"L'ART NE SAUVE PAS LE MONDE" Gyslain.N raconte son expérience en atelier et concert à la Maison d'Arrêt de Corbas.
L’action culturelle est au coeur de l’activité de Mediatone même s’il est malheureusement très rare que nous vous en parlions. Les ateliers et concerts en milieu fermé sont des moments forts, vécus intensément par les intervenant·es, les bénéficiaires et les facilitateur·ices et il s’y passe parfois des choses très belles.
Du 14 au 18 novembre 2022, Gyslain.N a animé des ateliers d’écriture au sein de la Maison d’Arrêt Lyon Corbas suivi d’un concert le 30 novembre au gymnase, il nous raconte ce qu’il y a vécu avec émotion et la plume qui le caractérise.
Merci à lui pour ce précieux témoignage qui atteste de l’importance de l’action culturelle en milieu fermé.
L’art ne sauve pas le monde, il ne le fera probablement jamais, mais si être en vie peut être autre chose qu’un coeur qui bat, une respiration régulière, alors l’art nous permet de nous sentir vivants.
Fabriquer des moments intensément vivants, c’est cette idée qui me motive à aller mener des projets artistiques là ou la vie est contrainte, là où elle est empêchée, pour une raison ou pour une autre.
C’est pour cela que je réponds souvent présent, lorsque Mediatone me propose d’aller animer des ateliers Slam et écriture en prison, et de les clôturer par une représentation ou un concert.
Les mots ont une force poétique lorsqu’ils racontent le réel, sans le travestir, mais en lui donnant une esthétique singulière. La parole a un pouvoir libérateur parce qu’elle nous connecte directement à notre imaginaire et le rend accessible aux autres. C’est pourquoi écrire et dire, sont mes outils de création favoris. Je suis Slameur, auteur, scandeur et susurreur de mots.
C’est ce bagage que j’ai posé pendant une semaine à la maison d’arrêt de Corbas, au sein du bâtiment des détenues femmes.
Nous nous sommes rencontrés, nous avons fait connaissance, j’ai partagé mon amour pour l’art des écrits : poésie, chanson, fiction, et pour la mise en parole de ceux-ci : slam, performance, mise en scène de soi et de son propos.. J’ai fait la connaissance de I, D, C, et bien d’autres, nous avons créé un espace propice à exprimer le sensible, un rapport de confiance éphémère mais vrai.
C’est alors que les plumes se sont mise à nu, et je me souviens de ces phrases fortes dans leurs textes :
« Dans ma fabrique à rêves, il y a ces enfants, les miens »
« Viens, je vais te parler de mon île, l’intensité de sa beauté va te rendre immobile »
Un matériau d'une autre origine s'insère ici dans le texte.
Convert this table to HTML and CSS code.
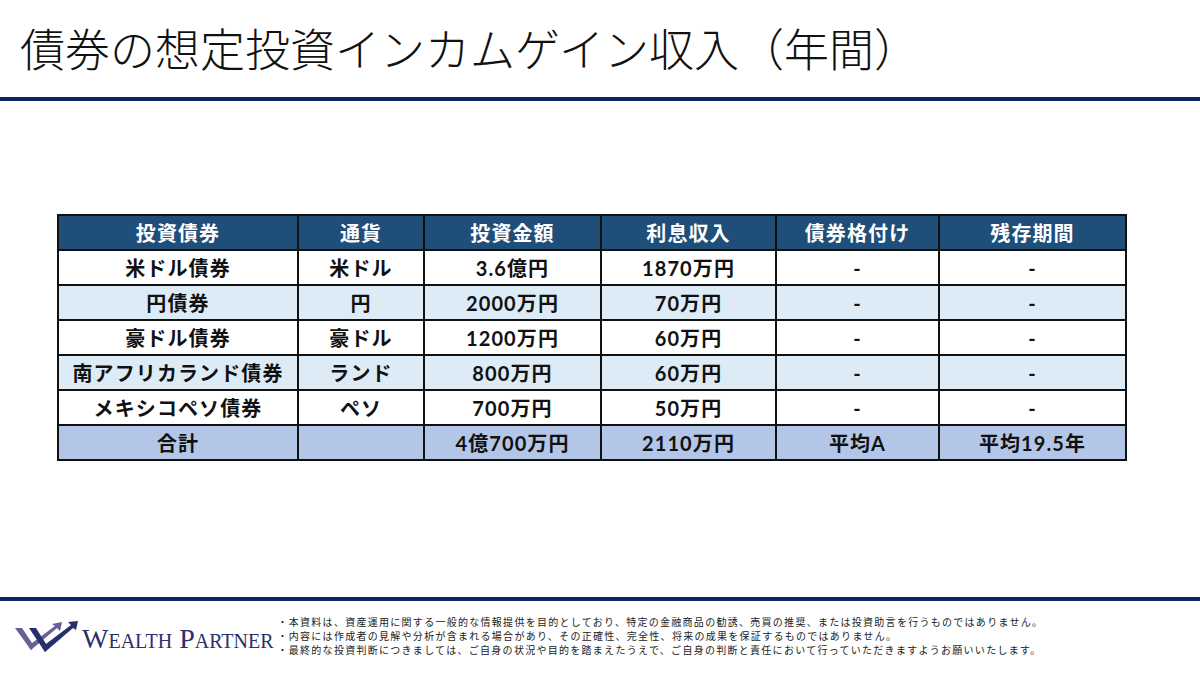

« Et maman me dit, donnes-toi plus que toi, donnes-toi plus que toi.. »
Nous avons ri, parfois nous avons été au bord des larmes, souvent nous nous sommes surpris, et nous nous sommes, tout le temps, sentis farouchement vivants. À la fin de la semaine, nous regrettions de devoir nous quitter, nous nous promettions de garder nos moments précieux en souvenir, et de nous revoir pour le concert.
Et le jour du concert est arrivé. L’équipe de Mediatone s’était affairée depuis le matin pour improviser une salle de spectacle dans un gymnase immense. Au moment fatidique, une cinquantaine de détenus, hommes et femmes, avaient répondu présent. I, qui a participé aux ateliers avec moi la semaine précédente, a ouvert la scène en lisant son texte. Émouvant ce petit bout de femme, en qui s’agite un talent fou, une force de vie démentielle.
J’ai pris sa suite, enchainé avec mes textes mi-slamés, mi-chantés, accompagné par Rémy au piano. Une écoute sidérante, des yeux accrochés à mes mots, un face à face enchanteur. L’émotion s’élève au-dessus de cet espace froid, la connexion se fait et je la vois dans les regards complices.
Je me sens à ma place, celle de l’artiste-artisan.
À la fin du concert, beaucoup de poignées de main, de remerciements.
« Vous ne nous prenez pas pour des cons, vous nous parlez avec un vocabulaire soutenu »
« C’était magique »
« Je n’aime pas ce genre de musique, mais merci quand même »
Avec le groupe qui a participé aux ateliers d’écriture et d’expression, on ose se prendre dans les bras. On se dit au revoir, on se souhaite bonne chance.
Merci à Mediatone, Camille et toute l’équipe technique d’avoir rendu cela possible. Merci à toutes ces femmes rencontrées, puissent leurs chemins s’éclairer et des jours meilleurs se profiler pour chacune d’elles.
L’art ne sauve pas le monde, il ravive la vie, et c’est une tâche peut-être tout aussi importante.